Small comment: I dunno about wheeled animals having mobility superior to that of legged animals. How much naturally-occurring flat terrain is out there? How well can wheels drive over rough terrain?
This model of car centric city would be more and more common as man enters uninhabitable outdoor environments. so there would be benefit of starting to adapt to it right now with improving car indoor expirience like drive-ins and not making it harder with car prohibitions and taxing.
With personal cars you will have more degrees of freedom than with trains, busses etc.
And yet, within 100 years, horses completely disappeared from our streets. I think you underestimate the capability for change.
Even today, cities introduce pedestrian areas or limit the number of cars to certain areas, or they have special bus and taxi lanes. It seems likely that they would introduce special "only robot cars" areas eventually, as a first step.
But cars replacing horses didn't cause any of the problems in its intermediate state. They intermingled on the same roads quite well.
The transition from traditional cars to driverless cars will be smooth, insofar as the cars are intermingling. But the supposed additional benefits that idealists like to portray as inevitable are nearly impossible to intermingle. The only way that they can appear is through a forceful transition...eg banning non-driverless cars.
Won't non-driverless cars go extinct anyway, since cars don't last forever?

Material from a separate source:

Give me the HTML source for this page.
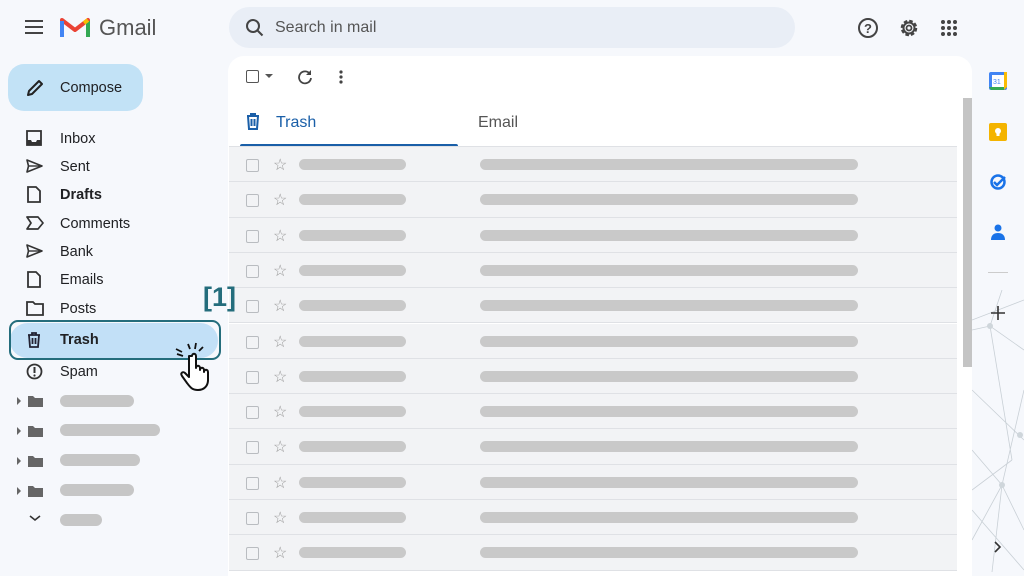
<!DOCTYPE html>
<html><head><meta charset="utf-8"><style>
*{margin:0;padding:0;box-sizing:border-box}
body{width:1024px;height:572px;overflow:hidden;background:#f6f8fc;font-family:"Liberation Sans",sans-serif;position:relative;color:#202124}
.abs{position:absolute}
.nav{position:absolute;left:60px;font-size:14.5px;color:#202124}
.ic{position:absolute;left:26px}
.row{position:absolute;left:229px;width:728px;height:35.3px;background:#f2f3f5;border-bottom:1px solid #dfe1e5}
.cb{position:absolute;left:17px;top:12px;width:13px;height:13px;border:1.5px solid #b9bcc0;border-radius:2px}
.st{position:absolute;left:44px;top:8px;color:#999;font-size:16px}
.b1{position:absolute;left:70px;top:12px;width:107px;height:11px;border-radius:6px;background:#c9c9c9}
.b2{position:absolute;left:251px;top:12px;width:378px;height:11px;border-radius:6px;background:#c9c9c9}
.fb{position:absolute;left:60px;height:12px;border-radius:6px;background:#c6c6c6}
</style></head><body>
<!-- header -->
<svg class="abs" style="left:24px;top:19px" width="20" height="16"><path d="M1 2h18M1 8h18M1 14h18" stroke="#444" stroke-width="2"/></svg>
<svg class="abs" style="left:60px;top:16px" width="30" height="22" viewBox="0 0 30 22"><path d="M2 21V4l13 10L28 4v17" fill="none" stroke="#ea4335" stroke-width="4" stroke-linejoin="round"/><path d="M2 21V5" stroke="#4285f4" stroke-width="4"/><path d="M28 21V5" stroke="#34a853" stroke-width="4"/><path d="M24 7l4-3" stroke="#fbbc04" stroke-width="4"/></svg>
<div class="abs" style="left:99px;top:15px;font-size:22px;color:#555">Gmail</div>
<div class="abs" style="left:229px;top:7px;width:566px;height:41px;border-radius:22px;background:#e9eef6"></div>
<svg class="abs" style="left:245px;top:18px" width="20" height="20"><circle cx="8" cy="8" r="6" fill="none" stroke="#444" stroke-width="2"/><path d="M12.5 12.5l5 5" stroke="#444" stroke-width="2"/></svg>
<div class="abs" style="left:275px;top:19px;font-size:16px;color:#555">Search in mail</div>
<svg class="abs" style="left:857px;top:17px" width="22" height="22"><circle cx="11" cy="11" r="9" fill="none" stroke="#444" stroke-width="2"/><text x="7" y="16" font-size="13" font-weight="bold" fill="#444" font-family="Liberation Sans">?</text></svg>
<svg class="abs" style="left:898px;top:17px" width="22" height="22" viewBox="0 0 22 22"><circle cx="11" cy="11" r="7" fill="none" stroke="#444" stroke-width="2.5" stroke-dasharray="3.5 2"/><circle cx="11" cy="11" r="5.5" fill="none" stroke="#444" stroke-width="2"/><circle cx="11" cy="11" r="2.5" fill="none" stroke="#444" stroke-width="1.8"/></svg>
<svg class="abs" style="left:940px;top:19px" width="18" height="18"><g fill="#444"><circle cx="3" cy="3" r="2"/><circle cx="9" cy="3" r="2"/><circle cx="15" cy="3" r="2"/><circle cx="3" cy="9" r="2"/><circle cx="9" cy="9" r="2"/><circle cx="15" cy="9" r="2"/><circle cx="3" cy="15" r="2"/><circle cx="9" cy="15" r="2"/><circle cx="15" cy="15" r="2"/></g></svg>
<!-- compose -->
<div class="abs" style="left:8px;top:64px;width:135px;height:47px;border-radius:16px;background:#c2e2f6"></div>
<svg class="abs" style="left:25px;top:78px" width="20" height="20"><path d="M3 17l1-4L14 3l3 3L7 16z" fill="none" stroke="#222" stroke-width="2" stroke-linejoin="round"/></svg>
<div class="abs" style="left:60px;top:80px;font-size:14.5px">Compose</div>
<!-- nav -->
<div class="abs" style="left:10px;top:323px;width:208px;height:35px;border-radius:18px;background:#c2e0f7"></div>
<div class="abs" style="left:9px;top:320px;width:212px;height:40px;border-radius:9px;border:2.5px solid #246d7c"></div>
<svg class="ic" style="top:130px" width="16" height="16"><rect x="1" y="1" width="14" height="14" fill="none" stroke="#333" stroke-width="1.8"/><path d="M1 10h4l1 2h4l1-2h4v5H1z" fill="#333"/></svg>
<svg class="ic" style="top:158px" width="17" height="16"><path d="M1 2l15 6-15 6 1.5-6z" fill="none" stroke="#333" stroke-width="1.6" stroke-linejoin="round"/><path d="M2.5 8H16" stroke="#333" stroke-width="1.4"/></svg>
<svg class="ic" style="top:186px" width="16" height="17"><path d="M2 1h8l4 4v11H2z" fill="none" stroke="#333" stroke-width="1.8"/></svg>
<svg class="ic" style="top:216px" width="18" height="14"><path d="M1 1h11l5 6-5 6H1l4-6z" fill="none" stroke="#333" stroke-width="1.7" stroke-linejoin="round"/></svg>
<svg class="ic" style="top:243px" width="17" height="16"><path d="M1 2l15 6-15 6 1.5-6z" fill="none" stroke="#333" stroke-width="1.6" stroke-linejoin="round"/><path d="M2.5 8H16" stroke="#333" stroke-width="1.4"/></svg>
<svg class="ic" style="top:271px" width="16" height="17"><path d="M2 1h8l4 4v11H2z" fill="none" stroke="#333" stroke-width="1.8"/></svg>
<svg class="ic" style="top:301px" width="18" height="15"><path d="M1 1h6l2 2h8v11H1z" fill="none" stroke="#333" stroke-width="1.8"/></svg>
<svg class="ic" style="top:332px" width="16" height="16"><path d="M2 3h12M6 3V1h4v2M3 3l1 12h8l1-12M6.5 6v6M9.5 6v6" fill="none" stroke="#223" stroke-width="1.8"/></svg>
<svg class="ic" style="top:363px" width="17" height="17"><circle cx="8.5" cy="8.5" r="7" fill="none" stroke="#333" stroke-width="1.8"/><path d="M8.5 4v6" stroke="#333" stroke-width="2"/><circle cx="8.5" cy="12.5" r="1.1" fill="#333"/></svg>
<div class="nav" style="top:131px">Inbox</div>
<div class="nav" style="top:159px">Sent</div>
<div class="nav" style="top:187px;font-weight:bold">Drafts</div>
<div class="nav" style="top:216px">Comments</div>
<div class="nav" style="top:244px">Bank</div>
<div class="nav" style="top:272px">Emails</div>
<div class="nav" style="top:301px">Posts</div>
<div class="nav" style="top:332px;font-weight:bold">Trash</div>
<div class="nav" style="top:364px">Spam</div>
<!-- folders -->
<svg class="abs" style="left:16px;top:395px" width="30" height="130"><g fill="#666"><path d="M1 2l4 4-4 4z"/><path d="M1 32l4 4-4 4z"/><path d="M1 62l4 4-4 4z"/><path d="M1 92l4 4-4 4z"/><path d="M12 1h5l2 2h8v9H12z"/><path d="M12 31h5l2 2h8v9H12z"/><path d="M12 61h5l2 2h8v9H12z"/><path d="M12 91h5l2 2h8v9H12z"/></g><path d="M14 121l5 4 5-4" fill="none" stroke="#333" stroke-width="1.6"/></svg>
<div class="fb" style="top:395px;width:74px"></div>
<div class="fb" style="top:424px;width:100px"></div>
<div class="fb" style="top:454px;width:80px"></div>
<div class="fb" style="top:484px;width:74px"></div>
<div class="fb" style="top:514px;width:42px"></div>
<!-- main panel -->
<div class="abs" style="left:228px;top:56px;width:744px;height:520px;background:#fff;border-radius:16px 16px 0 0"></div>
<div class="abs" style="left:963px;top:98px;width:9px;height:269px;background:#c4c4c4"></div>
<div class="abs" style="left:246px;top:70px;width:13px;height:13px;border:1.6px solid #555;border-radius:2px"></div>
<div class="abs" style="left:265px;top:74px;border:4px solid transparent;border-top:4px solid #555"></div>
<svg class="abs" style="left:297px;top:69px" width="16" height="16"><path d="M13 5A6 6 0 1 0 14 9" fill="none" stroke="#444" stroke-width="1.8"/><path d="M14 1v5h-5" fill="#444"/></svg>
<svg class="abs" style="left:338px;top:69px" width="6" height="16"><g fill="#444"><circle cx="3" cy="3" r="1.6"/><circle cx="3" cy="8" r="1.6"/><circle cx="3" cy="13" r="1.6"/></g></svg>
<svg class="abs" style="left:245px;top:113px" width="16" height="17"><path d="M2 3h12M6 3V1h4v2M3 3l1 13h8l1-13M6.5 6v7M9.5 6v7" fill="none" stroke="#1a5fa8" stroke-width="2"/></svg>
<div class="abs" style="left:276px;top:114px;font-size:16px;color:#1a5fa8">Trash</div>
<div class="abs" style="left:478px;top:114px;font-size:16px;color:#555">Email</div>
<div class="abs" style="left:240px;top:144px;width:218px;height:3px;background:#1a5fa8;border-radius:2px 2px 0 0"></div>
<div class="abs" style="left:229px;top:146px;width:728px;height:1px;background:#dfe1e5"></div>
<div class="row" style="top:147px"><div class="cb"></div><div class="st">☆</div><div class="b1"></div><div class="b2"></div></div>
<div class="row" style="top:182.3px"><div class="cb"></div><div class="st">☆</div><div class="b1"></div><div class="b2"></div></div>
<div class="row" style="top:217.6px"><div class="cb"></div><div class="st">☆</div><div class="b1"></div><div class="b2"></div></div>
<div class="row" style="top:252.9px"><div class="cb"></div><div class="st">☆</div><div class="b1"></div><div class="b2"></div></div>
<div class="row" style="top:288.2px"><div class="cb"></div><div class="st">☆</div><div class="b1"></div><div class="b2"></div></div>
<div class="row" style="top:323.5px"><div class="cb"></div><div class="st">☆</div><div class="b1"></div><div class="b2"></div></div>
<div class="row" style="top:358.8px"><div class="cb"></div><div class="st">☆</div><div class="b1"></div><div class="b2"></div></div>
<div class="row" style="top:394.1px"><div class="cb"></div><div class="st">☆</div><div class="b1"></div><div class="b2"></div></div>
<div class="row" style="top:429.4px"><div class="cb"></div><div class="st">☆</div><div class="b1"></div><div class="b2"></div></div>
<div class="row" style="top:464.7px"><div class="cb"></div><div class="st">☆</div><div class="b1"></div><div class="b2"></div></div>
<div class="row" style="top:500px"><div class="cb"></div><div class="st">☆</div><div class="b1"></div><div class="b2"></div></div>
<div class="row" style="top:535.3px"><div class="cb"></div><div class="st">☆</div><div class="b1"></div><div class="b2"></div></div>
<!-- overlays -->
<div class="abs" style="left:203px;top:282px;font-size:27px;font-weight:bold;color:#246d7c">[1]</div>
<svg class="abs" style="left:174px;top:342px" width="50" height="50" viewBox="0 0 50 50"><path d="M14 2l2 5M22 1l-1 6M29 5l-4 4M3 12l6 2M2 7l6 3" stroke="#111" stroke-width="1.8"/><path d="M18 14c0-3 4-3 4 0v12c0-3 4-3 4 0v2c0-3 4-3 4 0v2c0-3 4-3 4 0v8c0 6-4 10-10 10s-8-3-11-7l-5-7c-2-3 1-5 3-3l4 4V14z" fill="#fff" stroke="#111" stroke-width="2" stroke-linejoin="round"/></svg>
<!-- right side -->
<svg class="abs" style="left:972px;top:290px" width="52" height="282"><g stroke="#c9d0d6" stroke-width="0.8" fill="none"><path d="M0 30L52 10M0 40L18 36L52 60M18 36L30 0M18 36L40 170M0 100L52 150M0 250L30 195L52 240M30 195L0 160M30 195L52 100M20 282L30 195M0 220L52 280M40 170L0 200"/></g><g fill="#cfd6db"><circle cx="18" cy="36" r="3"/><circle cx="30" cy="195" r="3"/><circle cx="48" cy="145" r="3"/></g></svg>
<svg class="abs" style="left:989px;top:72px" width="18" height="18"><rect x="0" y="0" width="18" height="18" rx="2" fill="#4285f4"/><rect x="3" y="3" width="12" height="12" fill="#fff"/><path d="M15 0h3v15l-3 3z" fill="#fbbc04"/><path d="M0 15h15v3H2z" fill="#34a853"/><text x="4" y="12" font-size="7" fill="#4285f4" font-family="Liberation Sans">31</text></svg>
<svg class="abs" style="left:989px;top:123px" width="18" height="18"><rect width="18" height="18" rx="2" fill="#f4b400"/><circle cx="9" cy="8" r="3" fill="#fff"/><rect x="7.5" y="10" width="3" height="3" fill="#fff"/></svg>
<svg class="abs" style="left:989px;top:173px" width="18" height="18"><circle cx="9" cy="9" r="6.5" fill="none" stroke="#1a73e8" stroke-width="2.5"/><path d="M5 9l3 3 8-8" fill="none" stroke="#1a73e8" stroke-width="2.5"/></svg>
<svg class="abs" style="left:990px;top:223px" width="16" height="18"><circle cx="8" cy="5" r="3.5" fill="#1a73e8"/><path d="M1 17c0-5 3-7 7-7s7 2 7 7z" fill="#1a73e8"/></svg>
<div class="abs" style="left:988px;top:272px;width:20px;height:1px;background:#ccc"></div>
<svg class="abs" style="left:990px;top:305px" width="16" height="16"><path d="M8 1v14M1 8h14" stroke="#333" stroke-width="1.6"/></svg>
<svg class="abs" style="left:994px;top:541px" width="8" height="12"><path d="M1 1l5 5-5 5" fill="none" stroke="#333" stroke-width="1.6"/></svg>
</body></html>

Also I think horses are banned on some streets these days, like motorways...
It also seems to me that the transition to driverless cars will probably sneak up on us: "normal" cars will become more and more intelligent until suddenly they can drive without human input.
I don't think they will ever go extinct, although they might gain significant market share. The AI that driverless cars is using is experiential, not symbolic or pure logic...after accumulating enough experience with a certain situation, it knows what to do. This means that any situation which with there is not enough ability to train the AI would be poorly handled by the AI.
Think of a electrical utility truck. They need to do way more than just follow the rules of the road...and in some cases they need to break the rules of the road.
Driverless cars are a big game-changer here, because they don't need to stay 'down town' during the day. Hypothetically they don't even need to stay with you at night either. Maybe they just live in a parking garage somewhere near where you live.
Flawed analysis, smaller city's have less congestion and less demand for public transit. The real issue with cars is they don't scale as you increase population density.
How is the analysis flawed? It specifically looks at density. Quoting from the paper:
> We analyzed a dozen historically dense, small cities from around the country in which the shares of residents getting to work by automobile range from 43 to 91 percent. We compared the rates of automobile use to the number residents and employees per square mile.
The underlying abstract says:
> Theory suggests that as automobile mode share increases in a city, the amount of land used for transportation also increases, whereas the land available for other uses decreases. This can result in a loss of activities from the city. This study compiles data from 12 cities in the United States to test these theoretical relationships. The findings suggest that on average each increase of 10 percentage points in the portion of commuters traveling by automobile is associated with an increase of more than 2500 m2 of parking per 1000 people and a decrease of 1700 people/km2.
It's saying that the more the city promotes car commuting, the fewer activities are in the city ("decreased robustness").
Small cities can also be dense cities. The paper included Cambridge, MA and Berkeley, CA in the study. Both have populations around 110,000 with a relatively dense population.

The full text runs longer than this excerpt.